Diminished agricultural production and unhealthy imports are
contributing to some of the world’s highest obesity and diabetes rates
in the Pacific Islands. Thousands of kilometres away from this backdrop,
high-level officials are gathering for the only second-ever global nutrition conference in Rome, starting 19 November, to consolidate agreement on an international framework to improve nutrition.
Six out of the 10 countries with the world’s highest diabetes prevalence
are in the Pacific Islands, according to the Belgium-based
International Diabetes Federation. In Fiji, two people undergo limb
amputations almost daily due to the disease, according to local media.
“Non-communicable diseases [NCDs] have been declared a crisis for the
Pacific. Most of it is [due to] the food environment where people live,
where there are just not many healthy options,” Peter Sousa Hoejskov, a
technical officer for food safety and non-communicable diseases with the
UN World Health Organization (WHO) based in Suva, Fiji’s capital, told
IRIN.
Warning signs for NCD are mounting: According to WHO, in at least 10 out
of 14 inhabited Pacific island countries where health data is gathered,
more than half the population is overweight.
Residents in 14 Pacific island countries and five nearby “territories”
who used to consume home-grown foods like root crops, or other
locally-produced foods, have over the past decade increasingly turned to
low-cost, low-nutrient, processed foods imported from abroad.
Some 27 percent of the food consumed on Vanuatu Island is imported; the figure goes up to 91 percent in the Marshall Islands.
With agriculture yields on the decline, high-sugar and high-sodium packaged goods have become the “new staples”.
The traditional staple sweet potato has 55mg of sodium per serving and
negligible fat; one serving of instant noodles has 1000mg of sodium and
is 20 percent fat.
According to a 2012 Secretariat of the Pacific Community (SPC - an
intergovernmental organization made up of 26 nations) vulnerability
analysis, “significant pests and disease, combined with reduced soil
fertility, are among the many factors impacting agriculture production
in the communities.”
While agricultural data is generally scant for this part of the world, community testimony abounds.
Yams and sweet potatoes in Isabel Province of Solomon Islands typically
took three months from planting to harvest, with nearly all planted
seeds yielding crops, but now, villagers say, they take at least five
months, and less than half a planted field bears fruit.
Experts say changes are needed in the islands’ food supply structure to support local agriculture.
A principal driver of the consumption of unhealthy imported food, said
Hoejskov, is that healthy, domestically-produced food is neither
plentiful nor cheap enough to compete with low-priced imports, and the
time needed to deliver local perishables to isolated islands - up to a
week by plane, boat, and truck - is too long for them to survive.

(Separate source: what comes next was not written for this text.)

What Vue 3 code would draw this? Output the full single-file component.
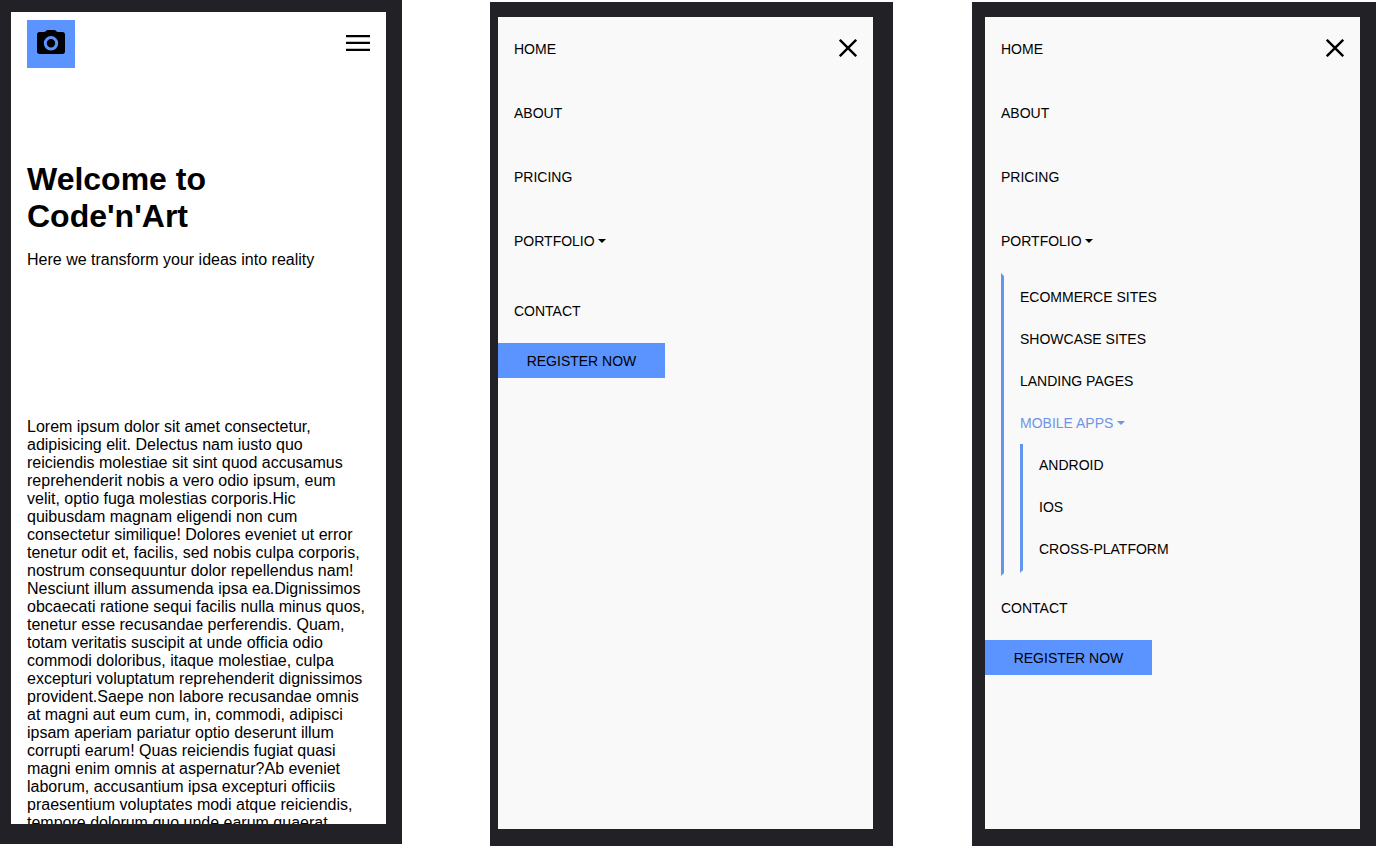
<script setup>
const intro =
  "Lorem ipsum dolor sit amet consectetur, adipisicing elit. Delectus nam iusto quo reiciendis molestiae sit sint quod accusamus reprehenderit nobis a vero odio ipsum, eum velit, optio fuga molestias corporis.Hic quibusdam magnam eligendi non cum consectetur similique! Dolores eveniet ut error tenetur odit et, facilis, sed nobis culpa corporis, nostrum consequuntur dolor repellendus nam! Nesciunt illum assumenda ipsa ea.Dignissimos obcaecati ratione sequi facilis nulla minus quos, tenetur esse recusandae perferendis. Quam, totam veritatis suscipit at unde officia odio commodi doloribus, itaque molestiae, culpa excepturi voluptatum reprehenderit dignissimos provident.Saepe non labore recusandae omnis at magni aut eum cum, in, commodi, adipisci ipsam aperiam pariatur optio deserunt illum corrupti earum! Quas reiciendis fugiat quasi magni enim omnis at aspernatur?Ab eveniet laborum, accusantium ipsa excepturi officiis praesentium voluptates modi atque reiciendis, tempore dolorum quo unde earum quaerat";

const links = ["HOME", "ABOUT", "PRICING"];
const portfolio = ["ECOMMERCE SITES", "SHOWCASE SITES", "LANDING PAGES"];
const mobile = ["ANDROID", "IOS", "CROSS-PLATFORM"];
const menus = [
  { id: "closed", open: false },
  { id: "expanded", open: true },
];
</script>

<template>
  <main class="board">
    <section class="phone home">
      <div class="screen page">
        <header class="topbar">
          <a class="logo">
            <svg width="28" height="24" viewBox="0 0 28 24">
              <path
                d="M2.500 2H7c.8 0 1.300-.3 1.700-.8L9.300.6C9.700.2 10.200 0 10.800 0h6.400c.6 0 1.100.2 1.500.6l.6.6c.4.5.9.8 1.700.8h4.500C27 2 28 3 28 4.500v17c0 1.500-1 2.500-2.500 2.500h-23C1 24 0 23 0 21.500v-17C0 3 1 2 2.500 2z"
              />
              <circle class="lens" cx="14" cy="13.300" r="5.700" />
            </svg>
          </a>
          <svg class="menu" width="24" height="16" viewBox="0 0 24 16">
            <path d="M0 0h24v2.350H0zM0 6.650h24V9H0zM0 13.650h24V16H0z" />
          </svg>
        </header>
        <div class="hero">
          <h1>Welcome to<br />Code'n'Art</h1>
          <p>Here we transform your ideas into reality</p>
        </div>
        <p class="copy">{{ intro }}</p>
      </div>
    </section>

    <section v-for="menu in menus" :key="menu.id" class="phone" :class="menu.id">
      <nav class="screen drawer">
        <svg class="close" width="18" height="18" viewBox="0 0 18 18">
          <path d="M.8.8l16.400 16.400M17.200.8L.8 17.200" />
        </svg>
        <a v-for="link in links" :key="link" class="link">{{ link }}</a>
        <a class="link caret">PORTFOLIO</a>
        <div class="submenu">
          <template v-if="menu.open">
            <a v-for="item in portfolio" :key="item" class="sublink">{{ item }}</a>
            <a class="sublink caret active">MOBILE APPS</a>
            <div class="submenu nested">
              <a v-for="item in mobile" :key="item" class="sublink">{{ item }}</a>
            </div>
          </template>
        </div>
        <a class="link">CONTACT</a>
        <a class="register">REGISTER NOW</a>
      </nav>
    </section>
  </main>
</template>

<style>
body {
  background: #fff;
  overflow: hidden;
}
</style>

<style scoped>
.board {
  display: flex;
  width: 1376px;
  height: 846px;
  overflow: hidden;
  font-family: "Liberation Sans", Arial, sans-serif;
  color: #000;
}
.phone {
  box-sizing: border-box;
  flex: none;
  height: 844px;
  background: #222226;
}
.home {
  width: 402px;
  padding: 12px 16px 20px 11px;
}
.closed {
  width: 403px;
  margin: 2px 0 0 88px;
  padding: 15px 20px 17px 8px;
}
.expanded {
  width: 404px;
  margin: 2px 0 0 79px;
  padding: 15px 16px 17px 13px;
}
.screen {
  box-sizing: border-box;
  width: 375px;
  height: 812px;
  overflow: hidden;
}
.page {
  padding: 8px 16px 0;
  background: #fff;
}
.topbar {
  display: flex;
  justify-content: space-between;
  height: 48px;
}
.logo {
  box-sizing: border-box;
  width: 48px;
  height: 48px;
  padding: 10px;
  background: #5c94ff;
}
.logo svg {
  display: block;
}
.lens {
  fill: none;
  stroke: #5c94ff;
  stroke-width: 3;
}
.menu {
  margin-top: 15px;
}
.hero {
  height: 237px;
  margin-top: 93px;
}
h1 {
  margin: 0;
  font-size: 32px;
  line-height: 37px;
}
.hero p {
  margin: 16px 0 0;
  font-size: 16px;
  line-height: 18px;
}
.copy {
  margin: 20px 0 0;
  font-size: 16px;
  line-height: 18px;
}
.drawer {
  position: relative;
  display: flex;
  flex-direction: column;
  align-items: flex-start;
  background: #f9f9f9;
  font-size: 14px;
}
.close {
  position: absolute;
  top: 22px;
  right: 16px;
  fill: none;
  stroke: #000;
  stroke-width: 2.400;
}
.link {
  padding-left: 16px;
  line-height: 64px;
}
.submenu {
  margin-left: 16px;
  padding-left: 16px;
  border: 3px solid transparent;
}
.expanded .submenu {
  border-left-color: #6495ed;
}
.nested {
  margin-left: 0;
  border-top: 0;
}
.sublink {
  display: block;
  line-height: 42px;
}
.active {
  color: #6f94e6;
}
.caret::after {
  content: "";
  display: inline-block;
  margin-left: 0.255em;
  vertical-align: 0.19em;
  border-top: 0.3em solid;
  border-right: 0.3em solid transparent;
  border-left: 0.3em solid transparent;
}
.register {
  box-sizing: border-box;
  width: 167px;
  height: 35px;
  padding-top: 1px;
  background: #5c94ff;
  line-height: 34px;
  text-align: center;
}
</style>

In Honiara, the capital of the Solomon Islands, IRIN found that while a
packet of instant noodles costs 26-70 US cents, locally grown cassava or
sweet potato tubers cost 21 times that amount.
“The youngest person to come to the clinic with diabetes type 2 was only 11 years old,” said Kama, a Fijian nutritionist.

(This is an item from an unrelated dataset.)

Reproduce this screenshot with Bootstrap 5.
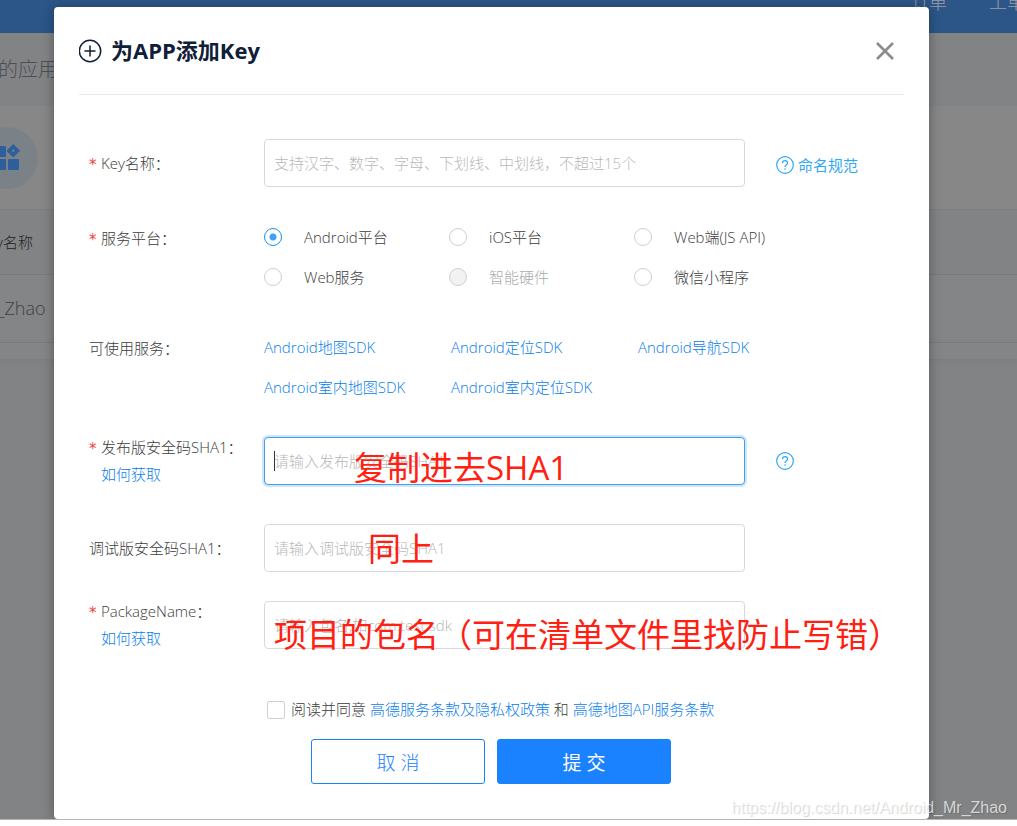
<!DOCTYPE html>
<html lang="zh-CN">
<head>
<meta charset="utf-8">
<meta name="viewport" content="width=device-width, initial-scale=1">
<title>为APP添加Key</title>
<link rel="stylesheet" href="https://cdn.jsdelivr.net/npm/bootstrap@5.3.0/dist/css/bootstrap.min.css">
<style>
  body { font: 300 15px/27px "Open Sans", "Noto Sans CJK SC", sans-serif; color: #3c3c3c; background: #fff; }
  a { color: #0a80ea; text-decoration: none; }
  .stage { background: #828385; border-bottom: 1px solid #b4b4b4; padding: 7px 88px 0 54px; }

  /* dimmed page behind the dialog */
  .behind { inset: 0; color: #4d5156; }
  .top-bar { height: 33px; background: #2b5687; color: #9a9da2; font-size: 18px; line-height: 4px; gap: 42px; margin-right: -8px; }
  .page-head { height: 73px; font-size: 20px; line-height: 73px; color: #4c5055; margin-left: -2px; }
  .app-strip { height: 103px; background: #878787; }
  .app-dot { width: 62px; height: 62px; margin: 21px 0 0 -24px; background: #7b8287; }
  .row-head { height: 65px; line-height: 65px; color: #222; border-top: 1px solid #7c7d7f; text-indent: -4px; }
  .row-line { height: 69px; line-height: 66px; font-size: 18px; color: #3e4145; background: #848587; border-top: 1px solid #797a7c; border-bottom: 1px solid #797a7c; text-indent: -3px; }
  .row-foot { height: 16px; background: #848587; box-shadow: 0 2px 4px #7c7d7f; }

  .key-dialog { background: #fff; border-radius: 4px; padding: 0 25px 35px; box-shadow: 0 2px 12px rgba(0,0,0,.35); }
  .dialog-head { height: 88px; border-bottom: 1px solid #e4eaf0; gap: 8px; }
  .dialog-head h1 { font-size: 22px; line-height: 30px; font-weight: 700; color: #0f2038; margin: 0 0 2px; }
  .close-x { border: 0; background: none; padding: 0; width: 20px; height: 20px; line-height: 0; margin-right: 9px; }

  .field-row { display: grid; grid-template-columns: 175px minmax(0,1fr) 159px; align-items: center; padding-left: 10px; }
  .row-name { margin-top: 44px; }
  .row-platform, .row-service { margin-top: 30px; }
  .row-sha { margin-top: 27px; }
  .row-debug { margin-top: 36px; }
  .row-package { margin-top: 26px; }
  .help { padding-left: 31px; color: #2fa8f5; gap: 4px; white-space: nowrap; font-weight: 400; }
  .need { position: relative; padding-left: 12px; }
  .need::before { content: "*"; position: absolute; left: 0; top: 2px; color: #f0443a; font: 400 15px/27px "DejaVu Sans", sans-serif; }
  .form-control { height: 48px; border: 1px solid #d9d9d9; border-radius: 4px; padding: 0 9px; font-size: 15px; font-weight: 300; }
  .form-control::placeholder { color: #b8b8b8; opacity: 1; }
  .form-control.active { border-color: #40a0ee; box-shadow: 0 0 0 2px #d0e7fb; }
  .caret { left: 10px; top: 14px; width: 1px; height: 20px; background: #333; }
  .note { color: #ff2012; font-size: 33px; line-height: 40px; font-weight: 400; white-space: nowrap; pointer-events: none; }
  .note-a { left: 90px; top: 11px; }
  .note-b { left: 104px; top: 5px; }
  .note-c { left: 10px; top: 14px; }

  .wide { grid-column: 2 / 4; display: grid; grid-template-columns: repeat(3, 185px); line-height: 40px; }
  .wide.links { grid-template-columns: repeat(3, 187px); white-space: nowrap; }
  .pick { gap: 22px; }
  .form-check-input { margin: 0; flex: none; width: 18px; height: 18px; border: 1px solid #d0d0d0; background-color: #fff; }
  .form-check-input[type=checkbox] { border-radius: 2px; }
  .form-check-input:checked { background-color: #fff; border-color: #1a8ff0; }
  .form-check-input:checked[type=radio] { background-image: radial-gradient(circle, #40a0f5 3px, #fff 4px); }
  .form-check-input:disabled { background-color: #f2f2f2; opacity: 1; }
  .pick .form-check-input:disabled ~ label { color: #aaa; opacity: 1; }
  .agree { padding-left: 188px; gap: 6px; margin-top: 44px; }
  .actions { padding-left: 232px; gap: 12px; margin-top: 16px; }
  .actions .btn { width: 174px; height: 45px; border-radius: 3px; font-size: 19px; font-weight: 300; padding: 3px 0 0; border: 1px solid #1a82ff; color: #1a82ff; }
  .actions .btn.go { background: #1a82ff; color: #fff; font-weight: 400; }
  .site-mark { right: 10px; bottom: -2px; font: 400 16px/27px "Liberation Sans", sans-serif; color: rgba(255,255,255,.7); text-shadow: 1px 1px 1px rgba(0,0,0,.18); }
</style>
</head>
<body>
<div class="stage position-relative overflow-hidden">
  <div class="behind position-absolute">
    <div class="top-bar d-flex justify-content-end"><span>订单</span><span>工单</span></div>
    <div class="page-head">的应用</div>
    <div class="app-strip d-flex">
      <div class="app-dot rounded-circle">
        <svg width="62" height="62" viewBox="0 0 62 62" fill="#2d5f9c">
          <rect x="18" y="19" width="12" height="11" rx="1"/><rect x="18" y="32" width="12" height="11" rx="1"/><rect x="32" y="32" width="11" height="11" rx="1"/>
          <path fill-rule="evenodd" stroke="#2d5f9c" stroke-linejoin="round" d="M37.300 17.500l6.300 6.300-6.300 6.300-6.300-6.300zM37.300 21.800l-2 2 2 2 2-2z"/>
        </svg>
      </div>
    </div>
    <div class="row-head">y名称</div>
    <div class="row-line">_Zhao</div>
    <div class="row-foot"></div>
  </div>

  <form class="key-dialog position-relative">
    <div class="dialog-head d-flex align-items-center">
      <svg width="24" height="24" viewBox="0 0 24 24" fill="none" stroke="#0f2038" stroke-width="1.500"><circle cx="11" cy="12" r="10.700"/><path d="M5.500 12h11M11 6.500v11"/></svg>
      <h1>为APP添加Key</h1>
      <button type="button" class="close-x ms-auto" aria-label="关闭"><svg width="20" height="20" viewBox="0 0 20 20" stroke="#8b8b8b" stroke-width="2.600"><path d="M2 2l16 16M18 2L2 18"/></svg></button>
    </div>

    <div class="field-row row-name">
      <label class="need" for="keyName">Key名称：</label>
      <input id="keyName" class="form-control" placeholder="支持汉字、数字、字母、下划线、中划线，不超过15个">
      <a href="#" class="help d-flex align-items-center pt-1"><svg width="18" height="18" viewBox="0 0 18 18" fill="none" stroke="#2fa8f5" stroke-width="1.200"><circle cx="9" cy="9" r="8.300"/><path d="M6.400 7.200c0-1.700 1.100-2.600 2.600-2.600s2.600.9 2.600 2.300c0 1.800-2.600 1.900-2.600 4M9 12.300v1.400"/></svg>命名规范</a>
    </div>

    <div class="field-row row-platform">
      <div class="need align-self-start mt-2" id="pfLabel">服务平台：</div>
      <div class="wide" role="radiogroup" aria-labelledby="pfLabel">
        <div class="pick d-flex align-items-center"><input class="form-check-input" type="radio" name="pf" id="p1" checked><label for="p1">Android平台</label></div>
        <div class="pick d-flex align-items-center"><input class="form-check-input" type="radio" name="pf" id="p2"><label for="p2">iOS平台</label></div>
        <div class="pick d-flex align-items-center"><input class="form-check-input" type="radio" name="pf" id="p3"><label for="p3">Web端(JS API)</label></div>
        <div class="pick d-flex align-items-center"><input class="form-check-input" type="radio" name="pf" id="p4"><label for="p4">Web服务</label></div>
        <div class="pick d-flex align-items-center"><input class="form-check-input" type="radio" name="pf" id="p5" disabled><label for="p5">智能硬件</label></div>
        <div class="pick d-flex align-items-center"><input class="form-check-input" type="radio" name="pf" id="p6"><label for="p6">微信小程序</label></div>
      </div>
    </div>

    <div class="field-row row-service">
      <div class="align-self-start mt-2">可使用服务：</div>
      <div class="wide links">
        <a href="#">Android地图SDK</a><a href="#">Android定位SDK</a><a href="#">Android导航SDK</a>
        <a href="#">Android室内地图SDK</a><a href="#">Android室内定位SDK</a>
      </div>
    </div>

    <div class="field-row row-sha">
      <div class="need"><label for="sha">发布版安全码SHA1：</label><br><a href="#">如何获取</a></div>
      <div class="position-relative">
        <input id="sha" class="form-control active" placeholder="请输入发布版安全码SHA1">
        <span class="caret position-absolute"></span><span class="note note-a position-absolute">复制进去SHA1</span>
      </div>
      <a href="#" class="help d-flex" aria-label="帮助"><svg width="18" height="18" viewBox="0 0 18 18" fill="none" stroke="#2fa8f5" stroke-width="1.200"><circle cx="9" cy="9" r="8.300"/><path d="M6.400 7.200c0-1.700 1.100-2.600 2.600-2.600s2.600.9 2.600 2.300c0 1.800-2.600 1.900-2.600 4M9 12.300v1.400"/></svg></a>
    </div>

    <div class="field-row row-debug">
      <label for="shaDebug">调试版安全码SHA1：</label>
      <div class="position-relative">
        <input id="shaDebug" class="form-control" placeholder="请输入调试版安全码SHA1">
        <span class="note note-b position-absolute">同上</span>
      </div>
    </div>

    <div class="field-row row-package">
      <div class="need"><label for="pkg">PackageName：</label><br><a href="#">如何获取</a></div>
      <div class="position-relative">
        <input id="pkg" class="form-control" placeholder="请输入包名,如com.test.sdk">
        <span class="note note-c position-absolute">项目的包名（可在清单文件里找防止写错）</span>
      </div>
    </div>

    <div class="agree d-flex align-items-center">
      <input class="form-check-input" type="checkbox" id="ok">
      <span><label for="ok">阅读并同意</label> <a href="#">高德服务条款及隐私权政策</a> 和 <a href="#">高德地图API服务条款</a></span>
    </div>
    <div class="actions d-flex">
      <button type="button" class="btn">取 消</button>
      <button type="submit" class="btn go">提 交</button>
    </div>
  </form>
  <div class="site-mark position-absolute">https://blog.csdn.net/Android_Mr_Zhao</div>
</div>
<script src="https://cdn.jsdelivr.net/npm/bootstrap@5.3.0/dist/js/bootstrap.bundle.min.js"></script>
</body>
</html>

“Until very recently people didn't even understand the negative health
consequences of high fat, high sodium food imports,” said Stephen
McGarvey, an epidemiologist and director of Brown University's
International Health Institute. WHO is currently working with Pacific
Island governments to develop food safety standards, and ensure
nutrition labels are accurate and understandable to their populations.
The economic interests behind the food industries from countries
exporting to the Pacific Islands make prohibitions on products deemed
unhealthy difficult, according to Hoejskov.
For example, when Samoa tried to block turkey tails (a popular but
gristly meat cut made up of 42 percent fat) from the US in 2007 for
health reasons, the US brought the case before the World Trade
Organization (WTO) and in 2012, the WTO gave Samoa 12 months to
eliminate the ban in order to remain a member. By May 2013, turkey tails were back on the Samoan table.
Similarly, in 2004, Tonga's Ministry of Health campaigned to ban mutton
flaps - the 50 percent fat sheep belly offcuts generally used for dog
food in the exporting country, New Zealand - which had become a major
staple in Tongan households. But Tonga's pledge to join the WTO
eventually trumped health concerns, and policies were scrapped by the
time it finally joined in 2007.
A decade later, trade is not making good health any easier, noted Roger
Mathisen, a Hanoi-based nutrition consultant working in Southeast Asia.
“Emerging threats [include] the new and controversial dispute chapters
in international trade agreements such as the Trans Pacific Partnership
(TPP) for the [food] industry to circumvent government’s sovereignty to
enforce health and environment protection policies.”